Gone home mostra como a evolução da estética nem sempre aponta para o acréscimo de efeitos visuais e sonoros mais complexos, que exigem placas de vídeo mais poderosas. Desde meados dos anos 2000, os estúdios independentes mostraram que direções de arte com mais personalidade também empurram essa evolução. Braid é de uma simplicidade gráfica cativante. 

Assim como ocorreu no surgimento do daguerreótipo e, pouco depois, das primeiras câmeras fotográficas, parece que o negacionismo com os games enquanto arte parte do apagamento que sofre por não estar (ou estar pouco) em espaços mais tradicionais de discussões estéticas. Os debates sobre games acontecem em blogs não especializados, seguindo questões circunstanciais (efemérides do calendário ou lançamentos da indústria). Você pensa uma possibilidade de viragem desse cenário hoje?

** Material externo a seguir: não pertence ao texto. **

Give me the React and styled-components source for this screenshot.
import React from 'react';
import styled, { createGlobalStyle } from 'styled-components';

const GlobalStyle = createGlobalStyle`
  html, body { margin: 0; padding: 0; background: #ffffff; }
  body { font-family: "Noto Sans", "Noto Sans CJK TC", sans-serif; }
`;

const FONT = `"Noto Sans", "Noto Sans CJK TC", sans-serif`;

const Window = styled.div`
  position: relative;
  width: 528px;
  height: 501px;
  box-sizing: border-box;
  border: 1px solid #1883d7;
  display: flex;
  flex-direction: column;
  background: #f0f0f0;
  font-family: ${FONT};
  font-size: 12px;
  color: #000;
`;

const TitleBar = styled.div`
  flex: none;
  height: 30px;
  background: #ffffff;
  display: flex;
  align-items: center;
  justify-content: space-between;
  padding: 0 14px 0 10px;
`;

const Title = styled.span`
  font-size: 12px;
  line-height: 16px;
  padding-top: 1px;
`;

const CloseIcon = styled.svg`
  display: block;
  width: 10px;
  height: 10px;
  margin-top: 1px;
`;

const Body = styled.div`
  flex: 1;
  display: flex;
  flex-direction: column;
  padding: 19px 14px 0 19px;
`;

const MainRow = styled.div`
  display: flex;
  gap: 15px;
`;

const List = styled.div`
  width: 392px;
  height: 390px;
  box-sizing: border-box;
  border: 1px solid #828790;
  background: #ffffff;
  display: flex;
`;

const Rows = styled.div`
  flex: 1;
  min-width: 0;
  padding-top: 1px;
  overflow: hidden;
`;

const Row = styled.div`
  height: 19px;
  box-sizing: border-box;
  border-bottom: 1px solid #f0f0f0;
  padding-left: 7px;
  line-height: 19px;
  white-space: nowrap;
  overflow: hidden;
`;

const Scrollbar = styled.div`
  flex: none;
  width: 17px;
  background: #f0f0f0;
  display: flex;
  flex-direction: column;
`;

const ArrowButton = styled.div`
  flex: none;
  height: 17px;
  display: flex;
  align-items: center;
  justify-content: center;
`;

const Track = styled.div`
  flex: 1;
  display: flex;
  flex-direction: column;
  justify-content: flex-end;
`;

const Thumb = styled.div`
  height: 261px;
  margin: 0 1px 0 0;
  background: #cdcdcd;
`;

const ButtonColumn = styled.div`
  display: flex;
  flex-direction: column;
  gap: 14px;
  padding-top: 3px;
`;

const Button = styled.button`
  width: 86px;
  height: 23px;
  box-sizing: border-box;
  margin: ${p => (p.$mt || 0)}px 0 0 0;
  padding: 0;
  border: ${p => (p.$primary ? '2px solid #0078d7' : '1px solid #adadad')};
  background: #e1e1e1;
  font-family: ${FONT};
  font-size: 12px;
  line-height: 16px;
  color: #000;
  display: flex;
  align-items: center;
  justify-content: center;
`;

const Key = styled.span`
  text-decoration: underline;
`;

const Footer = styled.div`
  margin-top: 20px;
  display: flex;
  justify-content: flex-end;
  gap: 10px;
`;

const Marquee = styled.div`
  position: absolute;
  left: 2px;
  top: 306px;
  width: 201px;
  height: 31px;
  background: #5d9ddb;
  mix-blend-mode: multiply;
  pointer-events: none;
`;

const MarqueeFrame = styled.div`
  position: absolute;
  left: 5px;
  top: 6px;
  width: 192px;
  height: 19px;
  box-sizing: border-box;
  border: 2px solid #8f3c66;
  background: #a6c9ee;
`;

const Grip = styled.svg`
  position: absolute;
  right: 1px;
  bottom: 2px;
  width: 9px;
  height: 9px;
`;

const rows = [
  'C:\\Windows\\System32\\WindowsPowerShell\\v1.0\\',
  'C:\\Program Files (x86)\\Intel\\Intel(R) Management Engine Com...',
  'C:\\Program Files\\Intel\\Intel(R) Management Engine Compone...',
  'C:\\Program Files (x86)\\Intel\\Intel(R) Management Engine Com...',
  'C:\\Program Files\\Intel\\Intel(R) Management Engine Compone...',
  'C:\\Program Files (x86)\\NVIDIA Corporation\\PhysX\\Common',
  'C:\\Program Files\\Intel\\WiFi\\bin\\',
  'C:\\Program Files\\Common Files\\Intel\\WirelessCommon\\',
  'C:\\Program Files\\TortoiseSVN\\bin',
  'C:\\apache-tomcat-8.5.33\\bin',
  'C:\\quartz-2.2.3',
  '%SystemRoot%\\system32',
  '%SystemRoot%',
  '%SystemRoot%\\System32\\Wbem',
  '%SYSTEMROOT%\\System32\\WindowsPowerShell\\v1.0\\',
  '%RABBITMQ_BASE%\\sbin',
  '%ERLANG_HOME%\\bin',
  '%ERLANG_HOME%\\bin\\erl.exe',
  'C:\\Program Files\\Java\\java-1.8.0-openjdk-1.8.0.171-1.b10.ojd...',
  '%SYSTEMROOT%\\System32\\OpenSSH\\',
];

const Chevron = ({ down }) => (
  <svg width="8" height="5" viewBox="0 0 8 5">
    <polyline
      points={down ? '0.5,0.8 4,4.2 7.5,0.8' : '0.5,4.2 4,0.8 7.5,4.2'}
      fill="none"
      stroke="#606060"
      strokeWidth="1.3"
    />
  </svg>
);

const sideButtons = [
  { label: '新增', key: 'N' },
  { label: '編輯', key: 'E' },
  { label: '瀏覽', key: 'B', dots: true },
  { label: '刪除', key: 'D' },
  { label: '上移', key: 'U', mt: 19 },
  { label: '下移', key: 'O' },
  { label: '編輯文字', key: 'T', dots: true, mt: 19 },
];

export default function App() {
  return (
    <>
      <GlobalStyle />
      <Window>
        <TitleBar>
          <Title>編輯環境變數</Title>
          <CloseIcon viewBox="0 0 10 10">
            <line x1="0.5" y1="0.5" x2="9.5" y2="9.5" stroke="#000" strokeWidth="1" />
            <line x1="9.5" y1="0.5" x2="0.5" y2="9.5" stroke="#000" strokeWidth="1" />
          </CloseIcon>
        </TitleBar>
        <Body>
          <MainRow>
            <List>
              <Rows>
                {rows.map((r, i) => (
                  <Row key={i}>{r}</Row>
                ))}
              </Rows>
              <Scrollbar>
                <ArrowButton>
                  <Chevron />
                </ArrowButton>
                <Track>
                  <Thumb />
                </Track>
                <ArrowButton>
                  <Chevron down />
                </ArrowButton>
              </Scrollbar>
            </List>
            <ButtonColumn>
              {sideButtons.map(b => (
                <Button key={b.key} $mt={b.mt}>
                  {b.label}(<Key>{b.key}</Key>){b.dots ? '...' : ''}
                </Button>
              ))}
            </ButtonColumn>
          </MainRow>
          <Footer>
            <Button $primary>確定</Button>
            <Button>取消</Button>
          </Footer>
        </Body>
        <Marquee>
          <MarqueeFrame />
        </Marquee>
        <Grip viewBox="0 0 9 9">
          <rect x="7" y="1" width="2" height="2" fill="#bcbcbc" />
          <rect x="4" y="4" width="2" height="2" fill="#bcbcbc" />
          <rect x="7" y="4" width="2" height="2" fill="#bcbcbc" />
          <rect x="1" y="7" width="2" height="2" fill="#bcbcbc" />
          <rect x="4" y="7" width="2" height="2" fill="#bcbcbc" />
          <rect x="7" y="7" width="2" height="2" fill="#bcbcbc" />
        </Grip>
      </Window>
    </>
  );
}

Torço que as discussões em torno de videogame deixem de ser pautadas pelo marketing das empresas, mas isso é difícil. O mercado de arte trabalha com uma dinâmica de novidades e parte da fruição vem da experiência social. Os que jogaram Sekiro pouco depois do lançamento relatam como houve um espírito comunitário para desvendar as melhores estratégias do jogo da FromSoftware. Por mais que eu adquira o jogo agora, mais de um ano depois do lançamento, minha experiência será diferente. 

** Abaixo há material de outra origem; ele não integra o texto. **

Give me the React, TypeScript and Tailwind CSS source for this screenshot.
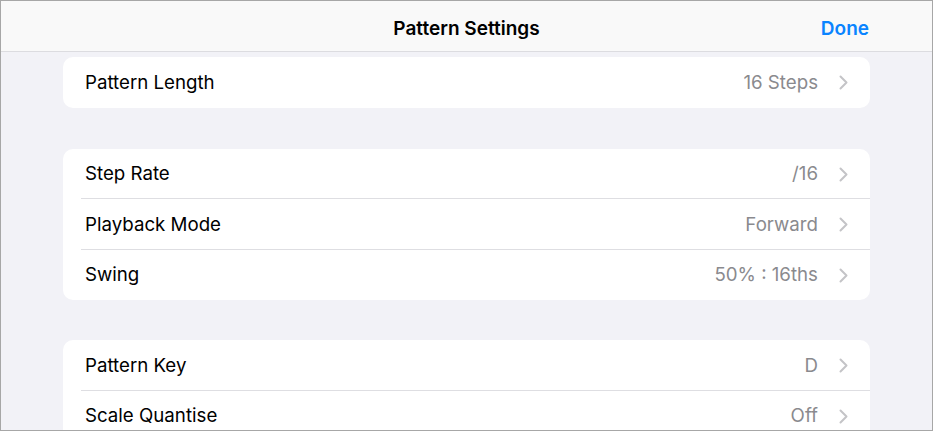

Videogame por diversos prismas prova que se trata de uma experiência humana rica, digna de ser analisada, com pluralidade imensa. Enquanto aos artefatos artísticos em si, a crítica extrai experiências mais aprofundadas dos mesmos, o que amplia essa parte importante da cultura e da vida. Forma melhores espectadores e criadores. O gargalo está no mercado, que por sua vez depende do interesse dos jogadores, que por sua vez precisam acessar esse tipo de conteúdo, se acostumar com ele. É necessário despertar um ciclo virtuoso, com um agente incentivando o outro, de alguma forma. Aliás, cabe uma pausa para pensar na literatura. Muitos reclamam que os livros têm espaço exíguo de debate público. Talvez o jeito de ampliar essa ciranda de eventos positivos. Se serve de consolo, videogame infelizmente ainda não tem nada nem parecido com um Suplemento Pernambuco. E seria ótimo ter um espaço para se aprofundar em Diablo IIINight in the woods Resident Evil 4, para citar alguns que recentemente joguei.

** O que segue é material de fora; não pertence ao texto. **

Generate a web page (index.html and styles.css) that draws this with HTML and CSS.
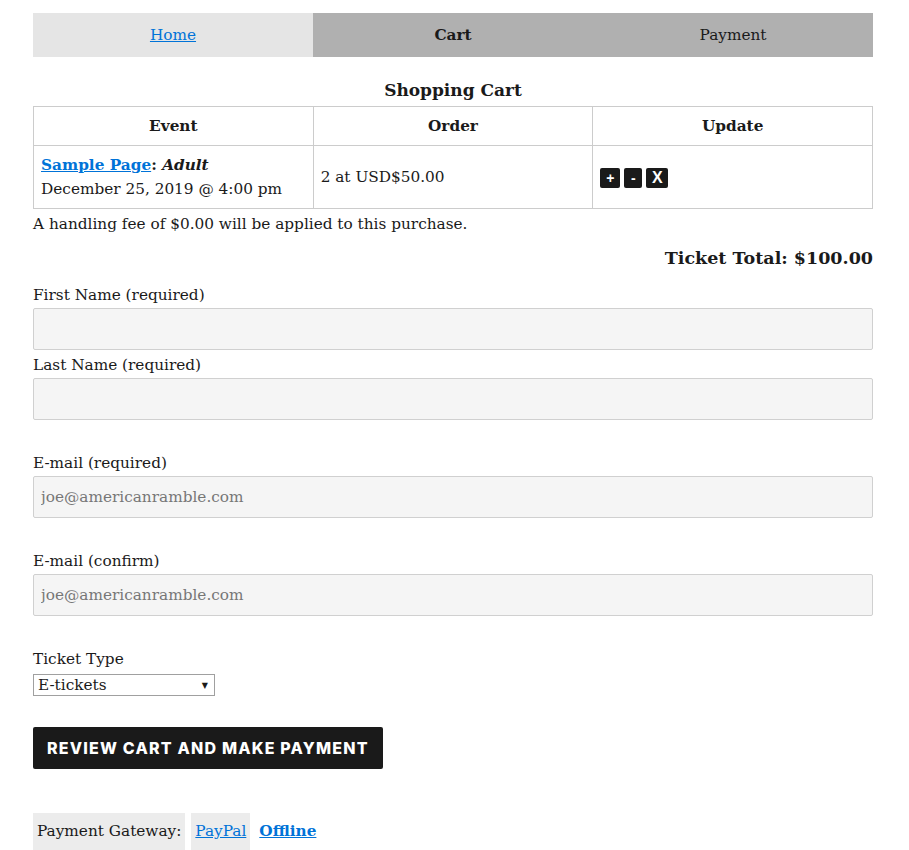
FILE: index.html
```html
<!DOCTYPE html>
<html lang="en">
<head>
    <meta charset="utf-8">
    <title>Shopping Cart</title>
    <link rel="stylesheet" href="styles.css">
</head>
<body>
<div class="wrap">
    <ul class="steps">
        <li class="step home"><a href="#">Home</a></li>
        <li class="step current">Cart</li>
        <li class="step">Payment</li>
    </ul>

    <table class="cart">
        <caption>Shopping Cart</caption>
        <thead>
        <tr>
            <th>Event</th>
            <th>Order</th>
            <th>Update</th>
        </tr>
        </thead>
        <tbody>
        <tr>
            <td><a href="#" class="event">Sample Page</a><strong>: <em>Adult</em></strong><br>December 25, 2019 @ 4:00 pm</td>
            <td>2 at USD$50.00</td>
            <td>
                <span class="upd">+</span><span class="upd">-</span><span class="upd big">X</span>
            </td>
        </tr>
        </tbody>
    </table>
    <p class="fee">A handling fee of $0.00 will be applied to this purchase.</p>
    <p class="total">Ticket Total: $100.00</p>

    <form class="checkout">
        <label for="fname">First Name (required)</label>
        <input type="text" id="fname">
        <label for="lname">Last Name (required)</label>
        <input type="text" id="lname">

        <label for="email" class="spaced">E-mail (required)</label>
        <input type="text" id="email" placeholder="joe@americanramble.com">

        <label for="email2" class="spaced">E-mail (confirm)</label>
        <input type="text" id="email2" placeholder="joe@americanramble.com">

        <label for="ttype" class="spaced">Ticket Type</label>
        <div class="select">
            <span>E-tickets</span>
            <span class="arrow">&#9660;</span>
        </div>

        <button type="button" class="review">Review cart and make payment</button>
    </form>

    <div class="gateway">
        <span class="gw-label">Payment Gateway:</span>
        <a href="#" class="gw-opt">PayPal</a>
        <a href="#" class="gw-opt active">Offline</a>
    </div>
</div>
</body>
</html>
```

FILE: styles.css
```css
body {
    margin: 0;
    font-family: "DejaVu Serif", serif;
    font-size: 15.3px;
    color: #1a1a1a;
    background: #fff;
}
.wrap {
    width: 840px;
    margin: 0 0 0 33px;
    padding-top: 13px;
}
a {
    color: #0073d8;
}

.steps {
    display: flex;
    list-style: none;
    margin: 0;
    padding: 0;
}
.step {
    flex: 1;
    height: 44px;
    line-height: 44px;
    text-align: center;
    background: #b0b0b0;
}
.step.home {
    background: #e5e5e5;
}
.step.current {
    font-weight: bold;
}

.cart {
    width: 100%;
    border-collapse: collapse;
    table-layout: fixed;
    margin-top: 23px;
}
.cart caption {
    font-size: 17px;
    font-weight: bold;
    padding-bottom: 6px;
}
.cart th, .cart td {
    border: 1px solid #cccccc;
    padding: 7px 7px;
}
.cart th {
    height: 24px;
    font-weight: bold;
}
.cart td {
    line-height: 24px;
    height: 48px;
}
.event {
    font-weight: bold;
}
.upd {
    display: inline-block;
    background: #1a1a1a;
    color: #fff;
    font-family: "Liberation Sans", sans-serif;
    font-weight: bold;
    font-size: 14px;
    line-height: 20px;
    height: 20px;
    width: 20px;
    text-align: center;
    border-radius: 2px;
    margin-right: 4px;
    vertical-align: middle;
}
.upd + .upd {
    width: 18px;
}
.upd.big {
    width: 22px;
    font-size: 16px;
}

.fee {
    margin: 6px 0 0 0;
}
.total {
    margin: 15px 0 0 0;
    text-align: right;
    font-size: 17.5px;
    font-weight: bold;
}

.checkout {
    display: flex;
    flex-direction: column;
    align-items: flex-start;
    margin-top: 15px;
}
.checkout label {
    line-height: 24px;
    margin-bottom: 1px;
}
.checkout label.spaced {
    margin-top: 28px;
}
.checkout input {
    box-sizing: border-box;
    width: 100%;
    height: 42px;
    margin: 0 0 3px 0;
    padding: 0 7px;
    border: 1px solid #d0d0d0;
    border-radius: 2px;
    background: #f5f5f5;
    font-family: inherit;
    font-size: 15.3px;
    color: #1a1a1a;
}
.checkout input::placeholder {
    color: #777;
}
.select {
    box-sizing: border-box;
    width: 182px;
    height: 22px;
    border: 1px solid #a0a0a0;
    display: flex;
    justify-content: space-between;
    align-items: center;
    padding: 0 6px 0 4px;
    margin-top: 2px;
}
.select .arrow {
    font-size: 8px;
}
.review {
    margin-top: 31px;
    height: 42px;
    padding: 0 14px;
    background: #1a1a1a;
    color: #fff;
    border: 0;
    border-radius: 2px;
    font-family: Inter, sans-serif;
    font-weight: 800;
    font-size: 16px;
    letter-spacing: 1.2px;
    text-transform: uppercase;
}

.gateway {
    display: flex;
    gap: 5px;
    margin-top: 44px;
    height: 37px;
    line-height: 37px;
}
.gw-label {
    background: #ececec;
    padding: 0 4px;
    margin-right: 1px;
}
.gw-opt {
    padding: 0 4px;
    background: #ececec;
}
.gw-opt.active {
    background: none;
    font-weight: bold;
}
```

A análise de videogame, no entanto, encontra desafios que exigem uma aproximação diferente. Um exemplo são os MODs, modificações feitas a jogos que escapam do controle dos criadores, embora os mesmos incentivem que isso aconteça. Ou ainda o comportamento de outros jogadores prejudicando ou ajudando a peça artística. Ou seja, há criações e influências do jogo que não são de responsabilidade do autor, embora provoquem influências no mesmo. Fazer um juízo ou apreciação desses elementos é arriscado. Há muito pioneirismo e ineditismo nessa seara tão intimamente ligada com a inovação, seu dinamismo não permite apego a modelos teóricos. Particularmente acho esse empinar de pipa no furacão muito empolgante.  

 

NOTAS 

[nota 1] Em setembro de 2005, um bug dentro do jogo World of Warcraft - um dos games mais conhecidos do planeta - se alastrou dentro do mundo virtual criado para o jogo, fazendo com que perfis de jogadores ficassem inutilizados por vários dias. O caso foi estudado por epidemiologistas por figurar uma pandemia dentro de um ambiente de segurança virtual em relação com o comportamento humano.